We will set up an ICE table to keep track of the initial concentrations, changes in concentrations, and final equilibrium concentrations of all species involved in the reaction. Initial concentrations: \[CH_3OH \: \: 1.24\:M\] \[H_2CO \: \: 0\: M\] \[H_2 \: \: \: \: \:0\: M\] Changes in concentrations: Since we do not know the change in the concentrations, we use variables to represent them. \[CH_3OH \: \: -x\:M\] \[H_2CO \: \: +x\:M\] \[H_2 \: \: \: \: \: +x\:M\] Equilibrium concentrations: \[CH_3OH \: \: (1.24-x)\:M\] \[H_2CO \: \: x\:M\] \[H_2 \: \: \: \: \: x\:M\]

Solve for equilibrium concentrations using the equilibrium expression

Now we substitute the equilibrium concentrations in terms of x into the equilibrium expression: \(3.7 \times 10^{-10} = \frac{x^2}{1.24-x}\) To solve for x, we can assume that the change in the concentration of methanol (x) is negligible compared to its initial concentration (1.24 M), because the K value is very small. Therefore, we can simplify the equation: \(3.7 \times 10^{-10} \approx \frac{x^2}{1.24}\) Now, we can solve for x: \(x \approx \sqrt{(3.7 \times 10^{-10})(1.24)}\) \(x \approx 2.15 \times 10^{-5}\:M\) Now we can find the equilibrium concentrations of all species: \[CH_3OH \: \: 1.24 M - 2.15 \times 10^{-5} M \approx 1.24\:M\] \[H_2CO \: \: 2.15 \times 10^{-5}\:M \] \[H_2 \: \: \: \: \: 2.15 \times 10^{-5}\:M \]

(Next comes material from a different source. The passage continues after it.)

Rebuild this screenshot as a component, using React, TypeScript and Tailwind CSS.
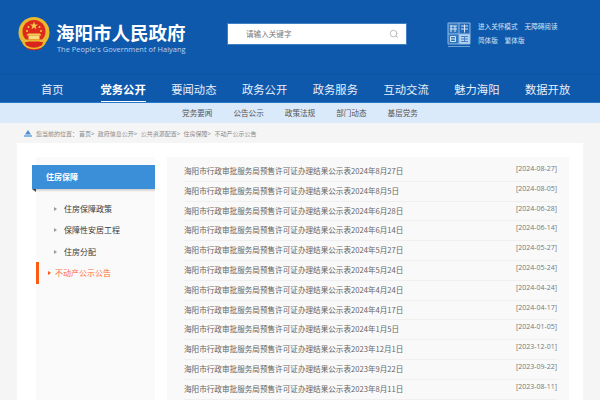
import React from 'react';
import { Search as SearchIcon } from 'lucide-react';

const CJK = "font-['Noto_Sans_CJK_SC','Liberation_Sans',sans-serif]";

const navItems = ['首页', '党务公开', '要闻动态', '政务公开', '政务服务', '互动交流', '魅力海阳', '数据开放'];
const subNavItems = ['党务要闻', '公告公示', '政策法规', '部门动态', '基层党务'];
const crumbs = ['首页>', '政府信息公开>', '公共资源配置>', '住房保障>', '不动产公示公告'];
const sideItems = ['住房保障政策', '保障性安居工程', '住房分配'];

const rows = [
    ['2024年8月27日', '2024-08-27'],
    ['2024年8月5日', '2024-08-05'],
    ['2024年6月28日', '2024-06-28'],
    ['2024年6月14日', '2024-06-14'],
    ['2024年5月27日', '2024-05-27'],
    ['2024年5月24日', '2024-05-24'],
    ['2024年4月24日', '2024-04-24'],
    ['2024年4月17日', '2024-04-17'],
    ['2024年1月5日', '2024-01-05'],
    ['2023年12月1日', '2023-12-01'],
    ['2023年9月22日', '2023-09-22'],
    ['2023年8月11日', '2023-08-11']
];

// National emblem, simplified
const Emblem: React.FC = () => (
    <svg width="32" height="34" viewBox="0 0 32 34">
        <circle cx="16" cy="15.5" r="15.5" fill="#e9b92f" />
        <circle cx="16" cy="14.5" r="11.5" fill="#dd2a1d" />
        <polygon points="16,4.5 17,7.5 20,7.5 17.6,9.3 18.5,12.2 16,10.4 13.5,12.2 14.4,9.3 12,7.5 15,7.5" fill="#f4cf4a" />
        <circle cx="10.5" cy="10" r="1" fill="#f4cf4a" />
        <circle cx="21.5" cy="10" r="1" fill="#f4cf4a" />
        <circle cx="9" cy="14" r="1" fill="#f4cf4a" />
        <circle cx="23" cy="14" r="1" fill="#f4cf4a" />
        <path d="M10 16.5h12l1.5 2h-15z" fill="#f4cf4a" />
        <rect x="10.5" y="18.5" width="11" height="4" fill="#f6dc7a" />
        <rect x="7" y="22.5" width="18" height="2" fill="#e9b92f" />
        <path d="M7 25h18l-2 7q-7 2.5-14 0z" fill="#d8261c" />
        <path d="M5 26q3 5 11 5.5q8-.5 11-5.5" fill="none" stroke="#e9b92f" strokeWidth="1.5" />
    </svg>
);

// Pale square stamp next to the language links
const Stamp: React.FC = () => (
    <svg width="24" height="26" viewBox="0 0 24 26">
        <rect x="0.5" y="0.5" width="23" height="22" rx="1" fill="#8dbae6" />
        <rect x="1.5" y="1.5" width="10" height="10" fill="#2f76c0" />
        <rect x="12.5" y="1.5" width="10" height="10" fill="#2169b6" />
        <rect x="1.5" y="12.5" width="10" height="9" fill="#2f76c0" />
        <rect x="12.5" y="12.5" width="10" height="9" fill="#b5d2ee" />
        <path d="M3 4h7M3 7h7M4 3v7M8 4v6M14 4h7M14 7h7M17.500 2.500v8M3.500 14.500h5v5h-5zM3.500 17h5" stroke="#d6e6f6" strokeWidth="1" fill="none" />
        <path d="M14 14.500h7M14 17h7M14 19.500h7M17.500 14v6" stroke="#3f7fc2" strokeWidth="1" fill="none" />
        <rect x="1" y="24" width="22" height="1" fill="#6fa2d6" />
    </svg>
);

const App: React.FC = () => {
    return (
        <div className={`h-[400px] w-[600px] overflow-hidden bg-[#f5f5f5] ${CJK}`}>
            <header className="bg-[#0f59ac]">
                {/* Logo, search, links */}
                <div className="flex h-[74px] items-start pl-[18px]">
                    <div className="mt-[17px]">
                        <Emblem />
                    </div>
                    <div className="ml-[7px] mt-[19px] w-[131px]">
                        <div className="ml-[-1px] text-[18.5px] font-bold leading-[26px] whitespace-nowrap text-white">海阳市人民政府</div>
                        <div className="mt-[-1px] text-[7.4px] leading-[10px] tracking-[0.04px] whitespace-nowrap text-[#b9d3ee] font-['Open_Sans',sans-serif]">
                            The People's Government of Haiyang
                        </div>
                    </div>
                    <div className="ml-[39px] mt-[23px] flex h-[22px] w-[180px] items-center justify-between border border-[#3f7fc2] bg-white pl-[18px] pr-[7px]">
                        <span className="text-[7.6px] text-[#777]">请输入关键字</span>
                        <SearchIcon className="h-[10px] w-[10px] text-[#999]" strokeWidth={1.5} />
                    </div>
                    <div className="ml-[40px] mt-[22px]">
                        <Stamp />
                    </div>
                    <div className="ml-[7px] mt-[19px] text-[6.6px] leading-[14px] text-[#d5e5f6]">
                        <div className="flex gap-[7px] whitespace-nowrap">
                            <span>进入关怀模式</span>
                            <span>无障碍阅读</span>
                        </div>
                        <div className="flex gap-[7px] whitespace-nowrap">
                            <span>简体版</span>
                            <span>繁体版</span>
                        </div>
                    </div>
                </div>

                {/* Main nav */}
                <nav className="border-t border-[#0d54a3] pl-[17px]">
                    <ul className="grid h-[27px] w-[566px] grid-cols-8">
                        {navItems.map((item, i) => (
                            <li key={item} className="flex justify-center">
                                <a className={`block h-[27px] text-[11.3px] leading-[28px] whitespace-nowrap ${i === 1 ? 'border-b border-white font-bold text-white' : 'text-[#e6f0fb]'}`}>
                                    {item}
                                </a>
                            </li>
                        ))}
                    </ul>
                </nav>
            </header>

            {/* Sub nav */}
            <div className="flex h-[21px] items-center justify-center gap-[21px] border-t border-[#2a78c8] bg-[#dbeafa] pb-[1px] text-[7.6px] text-[#555]">
                {subNavItems.map(item => (
                    <span key={item}>{item}</span>
                ))}
            </div>

            {/* Breadcrumb */}
            <div className="flex h-[20px] items-center pl-[24px] text-[6px] text-[#888]">
                <svg width="8" height="7" viewBox="0 0 8 7" className="mr-[4px]">
                    <path d="M4 0 7 4.500H1z" fill="#4f8fd0" />
                    <rect x="0" y="5" width="8" height="2" fill="#8ab6e2" />
                </svg>
                <span className="mr-[1px]">{'您当前的位置\uFF1A'}</span>
                {crumbs.map(c => (
                    <span key={c} className="mr-[3.500px]">{c}</span>
                ))}
            </div>

            {/* Main card */}
            <div className="mx-[17px] flex h-[258px] bg-white pl-[19px] pt-[14px]">
                <aside className="h-full w-[119px] bg-[#fafafa]">
                    <div className="relative ml-[-4px] mt-[8px] flex h-[24px] w-[123px] items-center bg-[#3b8fd9] pl-[14px] text-[8px] font-bold text-white">
                        住房保障
                        <span className="absolute left-0 top-full h-0 w-0 border-l-[4px] border-t-[3px] border-l-transparent border-t-[#444]" />
                        <span className="absolute left-[4px] right-0 top-full h-[3px] bg-gradient-to-b from-[#cfcac6] to-[#fafafa]" />
                    </div>
                    <ul className="mt-[9.500px]">
                        {sideItems.map(item => (
                            <li key={item} className="flex h-[21.300px] items-center pl-[18px] text-[8px] text-[#3a3a3a]">
                                <span className="mr-[7px] h-0 w-0 border-y-[2px] border-l-[3px] border-y-transparent border-l-[#999]" />
                                {item}
                            </li>
                        ))}
                        <li className="flex h-[21.300px] items-center border-l-[3px] border-[#ff5a14] pl-[9px] text-[8px] text-[#ff6a3a]">
                            <span className="mr-[4px] h-0 w-0 border-y-[2px] border-l-[3px] border-y-transparent border-l-[#ff5a14]" />
                            不动产公示公告
                        </li>
                    </ul>
                </aside>

                <main className="ml-[12px] h-full w-[402px] bg-[#f9f9f9] pl-[17px] pr-[12px] pt-[5px]">
                    <ul>
                        {rows.map(([label, date]) => (
                            <li key={date} className="flex h-[19.800px] items-start justify-between border-b border-[#f0f0f0]">
                                <span className="text-[7.6px] leading-[18px] whitespace-nowrap text-[#666]">
                                    海阳市行政审批服务局预售许可证办理结果公示表{label}
                                </span>
                                <span className="text-[7px] leading-[13.500px] whitespace-nowrap text-[#777] font-['Open_Sans',sans-serif]">
                                    [{date}]
                                </span>
                            </li>
                        ))}
                    </ul>
                </main>
            </div>
        </div>
    );
};

export default App;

Discuss the further conversion of formaldehyde to formic acid

The concentration of methanol remains approximately 1.24 M at equilibrium, while there is only a slight increase in the concentrations of formaldehyde and hydrogen gas. If formaldehyde is further converted into formic acid, the concentration of formaldehyde will decrease. This will cause a shift in the equilibrium to counteract the change, producing more formaldehyde and hydrogen gas from methanol. As a result, the concentration of methanol will decrease gradually, and the concentrations of the other products will increase until a new equilibrium is established.